= Henri Lucien Jumelle =

French botanist

Henri Lucien Jumelle (/fr/; 25 November 1866 in Dreux, Eure-et-Loir Department, France – 6 December 1935 in Marseille, Bouches-du-Rhône Department, France) was a French botanist.

==Life and career==
From 1887 to 1894, he worked as a plant physiologist at the Faculté des Sciences in Paris. Afterwards, he was a professor of botany at the Faculté des Sciences in Marseille (1894-1935). From 1898 to 1916, he was assistant director, then director of the Musée colonial et du Jardin botanique in Marseille.

He held a deep interest in applied botany, publishing numerous treatises on the agricultural aspects of various plants. During his career, he worked closely with botanist Joseph Alfred Perrier de la Bâthie, who sent him botanical material from Madagascar.
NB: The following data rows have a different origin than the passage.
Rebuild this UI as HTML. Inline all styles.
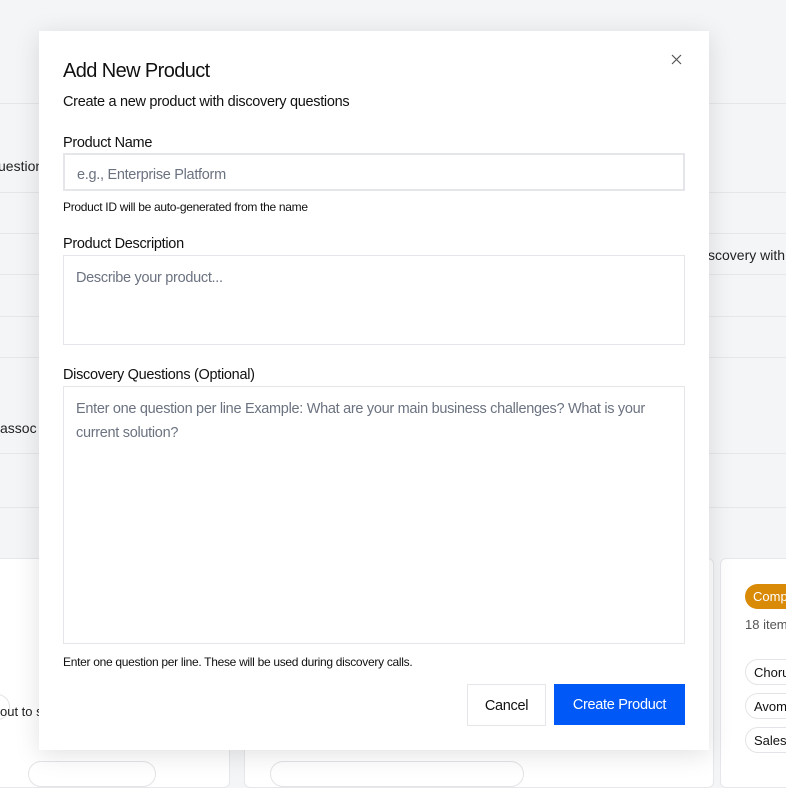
<!DOCTYPE html>
<html><head><style>
*{box-sizing:border-box;margin:0;padding:0}
body{width:786px;height:770px;overflow:hidden;background:#f4f5f7;font-family:"Liberation Sans",sans-serif;color:#111;position:relative}
.l{position:absolute;left:0;right:0;height:1px;background:#e6e7ea}
.bt{position:absolute;font-size:14px;color:#222;white-space:nowrap}
.card{position:absolute;background:#fff;border:1px solid #e6e7ea;border-radius:6px}
.modal{position:absolute;left:39px;top:31px;width:670px;height:719px;background:#fff;box-shadow:0 4px 24px rgba(0,0,0,.12)}
.abs{position:absolute;white-space:nowrap}
.lab{font-size:14.5px;letter-spacing:-.3px;color:#111}
.box{position:absolute;left:24px;width:622px;border:1px solid #e5e6e9;background:#fff;white-space:normal}
.ph{font-size:14.5px;color:#6b7280;letter-spacing:-.3px}
.help{font-size:12px;letter-spacing:-.3px;color:#111}
</style></head><body>
<div class="l" style="top:103px"></div><div class="l" style="top:192px"></div><div class="l" style="top:233px"></div>
<div class="l" style="top:274px"></div><div class="l" style="top:316px"></div><div class="l" style="top:357px"></div>
<div class="l" style="top:453px"></div><div class="l" style="top:507px"></div>
<div class="bt" style="left:-2px;top:158px">uestion</div>
<div class="bt" style="left:0;top:420px">assoc</div>
<div class="bt" style="left:708px;top:247px">scovery with</div>
<div class="card" style="left:-10px;top:558px;width:240px;height:230px"></div>
<div class="card" style="left:244px;top:558px;width:470px;height:230px"></div>
<div class="card" style="left:720px;top:558px;width:90px;height:230px"></div>
<div class="abs" style="left:745px;top:584px;width:60px;height:25px;border-radius:13px;background:#d98a07;color:#fff;font-size:13px;padding:5px 8px">Comp</div>
<div class="abs" style="left:745px;top:617px;font-size:13px;color:#555">18 item</div>
<div class="abs" style="left:745px;top:659px;width:60px;height:26px;border:1px solid #e3e4e7;border-radius:13px;font-size:13px;padding:5px 8px">Chorus</div>
<div class="abs" style="left:745px;top:693px;width:60px;height:26px;border:1px solid #e3e4e7;border-radius:13px;font-size:13px;padding:5px 8px">Avoma</div>
<div class="abs" style="left:745px;top:727px;width:60px;height:26px;border:1px solid #e3e4e7;border-radius:13px;font-size:13px;padding:5px 8px">Sales</div>
<div class="abs" style="left:-20px;top:694px;width:30px;height:26px;border:1px solid #e3e4e7;border-radius:13px"></div>
<div class="bt" style="left:0;top:704px;font-size:13px">out to s</div>
<div class="abs" style="left:28px;top:761px;width:128px;height:26px;border:1px solid #e3e4e7;border-radius:13px"></div>
<div class="abs" style="left:270px;top:761px;width:254px;height:26px;border:1px solid #e3e4e7;border-radius:13px"></div>
<div class="modal">
 <div class="abs" style="left:24px;top:29px;font-size:20px;letter-spacing:-.6px;color:#111">Add New Product</div>
 <svg class="abs" style="left:632px;top:23px" width="11" height="11" viewBox="0 0 11 11"><path d="M1 1L10 10M10 1L1 10" stroke="#555" stroke-width="1.2"/></svg>
 <div class="abs" style="left:24px;top:63px;font-size:14.5px;letter-spacing:-.3px">Create a new product with discovery questions</div>
 <div class="abs lab" style="left:24px;top:104px">Product Name</div>
 <div class="box" style="top:122px;height:38px;border:2px solid #e5e6e9;padding:11px 12px"><span class="ph">e.g., Enterprise Platform</span></div>
 <div class="abs help" style="left:24px;top:169px">Product ID will be auto-generated from the name</div>
 <div class="abs lab" style="left:24px;top:205px">Product Description</div>
 <div class="box" style="top:224px;height:90px;padding:13px 12px"><span class="ph">Describe your product...</span></div>
 <div class="abs lab" style="left:24px;top:336px">Discovery Questions (Optional)</div>
 <div class="box" style="top:355px;height:258px;padding:10px 12px;line-height:24px"><span class="ph">Enter one question per line Example: What are your main business challenges? What is your current solution?</span></div>
 <div class="abs help" style="left:24px;top:624px">Enter one question per line. These will be used during discovery calls.</div>
 <div class="abs" style="left:428px;top:653px;width:79px;height:42px;border:1px solid #e5e6e9;font-size:14.5px;text-align:center;line-height:42px;letter-spacing:-.3px">Cancel</div>
 <div class="abs" style="left:515px;top:653px;width:131px;height:41px;background:#0059f7;color:#fff;font-size:14.5px;text-align:center;line-height:42px;letter-spacing:-.3px">Create Product</div>
</div>
</body></html>
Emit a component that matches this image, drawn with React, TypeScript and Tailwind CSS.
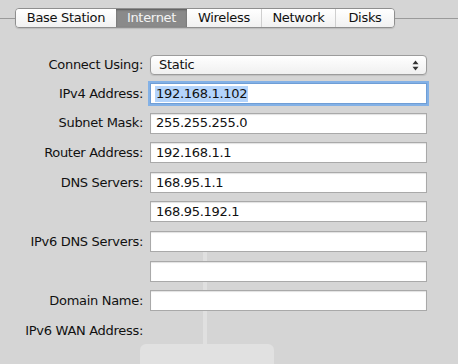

As a taxonomist, he circumscribed many new species native to Madagascar.

From 1922 to 1935, he was a correspondent-member of the Académie des Sciences (botanical section).

== Botanical eponymy ==
- Jumellea (family Orchidaceae), named by Rudolf Schlechter, 1914.
- Jumelleanthus (family Malvaceae), named by Bénédict Pierre Georges Hochreutiner, 1924.

== Selected works ==
- Recherches physiologiques sur le développement des plantes annuelles, 1889.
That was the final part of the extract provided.